A letter has also been sent from the Mid-Hudson Group Sierra Club to state assemblymember Kevin Cahill expressing “concerns regarding the increasing accumulation of cranes, trucks, heavy equipment, and other materials” at the 850 Route 28 site. “We believe that this usage is in violation of the current zoning and that there is no valid permit to allow these activities at the site,” that letter noted. “Lacking appropriate controls, noises and stormwater pollution emanating from the site may cause harm to adjacent wetlands and water bodies and diminish the public’s enjoyment of the Bluestone Wild Forest.”
“There seem to be great inadequacies in the application,” Resnick said on behalf of the Woodsotck Land Conservancy. “These would all be answered within a full EIS process.”
The January 22 meeting that the June 15 virtual meeting is to follow up on was the planning board’s first public session on the controversial manufacturing proposal since August 29, 2019, when an even larger crowd came out to hear the local planning board announce it was rescinding both an earlier negative declaration regarding the need for a full EIS and a zoning change the town board had made involving the property last year.
Raleigh Green, public relations officer for 850 Route 28 LLC, said this week that he wasn’t expecting any action at the applicant’s site until the autumn, at earliest.

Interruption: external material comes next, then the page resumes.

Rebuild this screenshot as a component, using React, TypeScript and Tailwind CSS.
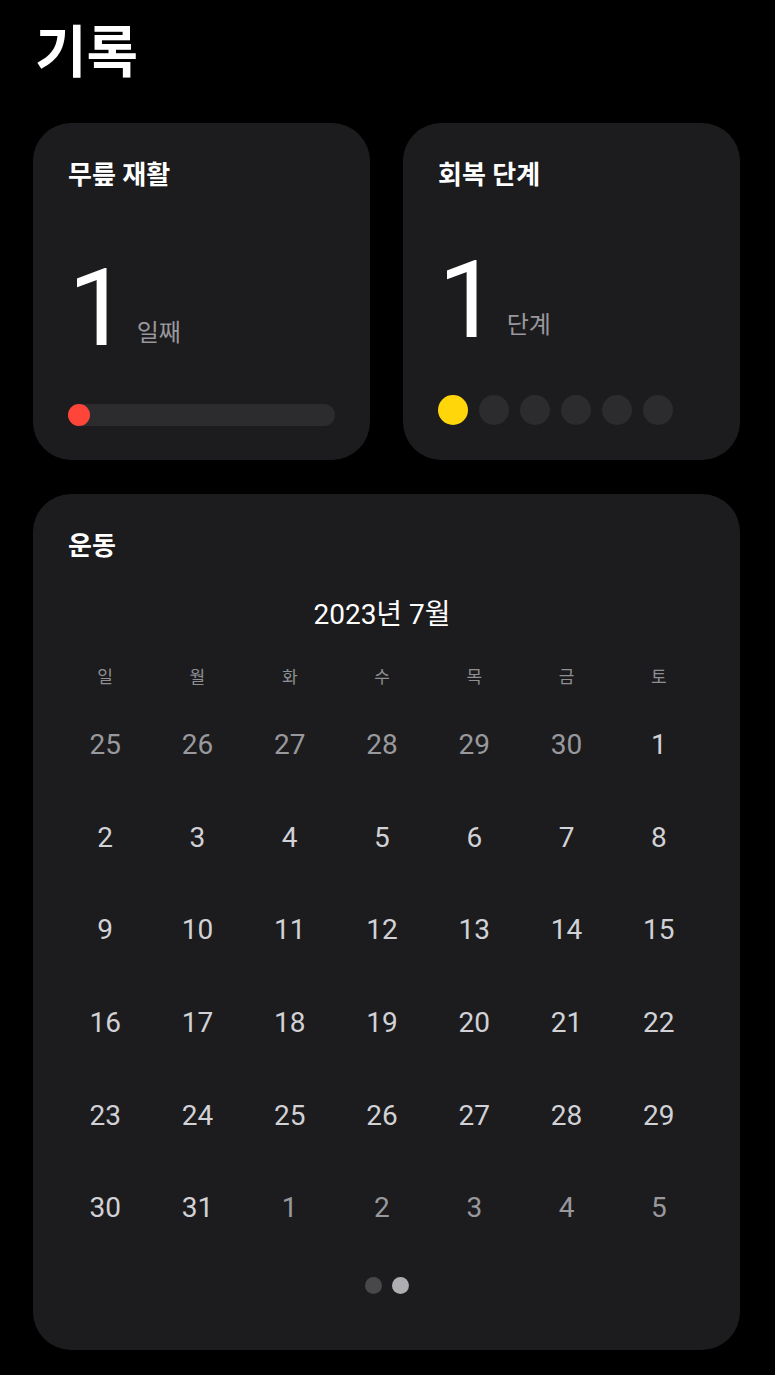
import React from 'react';

const FONT = "font-['Roboto','Noto_Sans_CJK_KR',sans-serif]";

const weekdays = ['일', '월', '화', '수', '목', '금', '토'];

// July 2023, padded with June / August days
const days: { n: number; cur: boolean }[] = [
    ...[25, 26, 27, 28, 29, 30].map(n => ({ n, cur: false })),
    ...Array.from({ length: 31 }, (_, i) => ({ n: i + 1, cur: true })),
    ...[1, 2, 3, 4, 5].map(n => ({ n, cur: false })),
];

function StatCard({ title, value, unit, valueGap, children }: {
    title: string;
    value: string;
    unit: string;
    valueGap: string;
    children: React.ReactNode;
}) {
    return (
        <div className="w-[337px] h-[337px] rounded-[38px] bg-[#1c1c1e] px-[35px] pt-[37px] flex flex-col">
            <div className="text-[26px] leading-[31px] font-bold text-white">{title}</div>
            <div className={`flex items-baseline ${valueGap}`}>
                <span className="text-[108px] leading-none font-normal text-white">{value}</span>
                <span className="relative -top-[4px] ml-[8px] text-[24px] text-[#98989d]">{unit}</span>
            </div>
            {children}
        </div>
    );
}

export default function App() {
    return (
        <div className={`w-[775px] min-h-[1375px] bg-black pl-[33px] pr-[35px] ${FONT}`}>
            <h1 className="pt-[25px] pl-[2px] text-[56px] leading-none font-bold text-white">기록</h1>

            <div className="mt-[42px] flex gap-[33px]">
                <StatCard title="무릎 재활" value="1" unit="일째" valueGap="mt-[63px]">
                    <div className="mt-[42px] h-[22px] rounded-full bg-[#2c2c2e]">
                        <div className="w-[22px] h-[22px] rounded-full bg-[#ff453a]" />
                    </div>
                </StatCard>
                <StatCard title="회복 단계" value="1" unit="단계" valueGap="mt-[55px]">
                    <div className="mt-[41px] flex gap-[11px]">
                        {[0, 1, 2, 3, 4, 5].map(i => (
                            <div
                                key={i}
                                className={i === 0 ? 'w-[30px] h-[30px] rounded-full bg-[#ffd60a]' : 'w-[30px] h-[30px] rounded-full bg-[#2c2c2e]'}
                            />
                        ))}
                    </div>
                </StatCard>
            </div>

            <div className="mt-[34px] rounded-[38px] bg-[#1c1c1e] pt-[37px] pb-[56px]">
                <div className="px-[35px] text-[26px] leading-[31px] font-bold text-white">운동</div>

                <div className="pl-[26px] pr-[35px]">
                    <div className="mt-[33px] h-[40px] flex items-center justify-center text-[28px] text-white">
                        2023년 7월
                    </div>

                    <div className="mt-[22px] grid grid-cols-7">
                        {weekdays.map(d => (
                            <div key={d} className="h-[42px] flex items-center justify-center text-[17px] text-[#8e8e93]">
                                {d}
                            </div>
                        ))}
                        {days.map((d, i) => (
                            <div
                                key={i}
                                className={d.cur
                                    ? 'h-[92.6px] flex items-center justify-center text-[28px] text-[#d1d1d6]'
                                    : 'h-[92.6px] flex items-center justify-center text-[28px] text-[#98989d]'}
                            >
                                {d.n}
                            </div>
                        ))}
                    </div>
                </div>

                <div className="mt-[22px] flex justify-center gap-[10px]">
                    <div className="w-[17px] h-[17px] rounded-full bg-[#48484a]" />
                    <div className="w-[17px] h-[17px] rounded-full bg-[#aeaeb2]" />
                </div>
            </div>
        </div>
    );
}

The planning board has planned no further meetings on his client’s application until then, he said. “This has been a very drawn-out process … and we have many more months to go,” he said. “This is still a long game, and the applicants are still committed, especially given Ulster County’s unemployment figures and the need for new revenue sources for local government.”
Those wishing to attend the virtual planning board meeting at 7 p.m. next Monday, June 15 should call 1-408-418-9388, access code 796 230 808, password: 2345.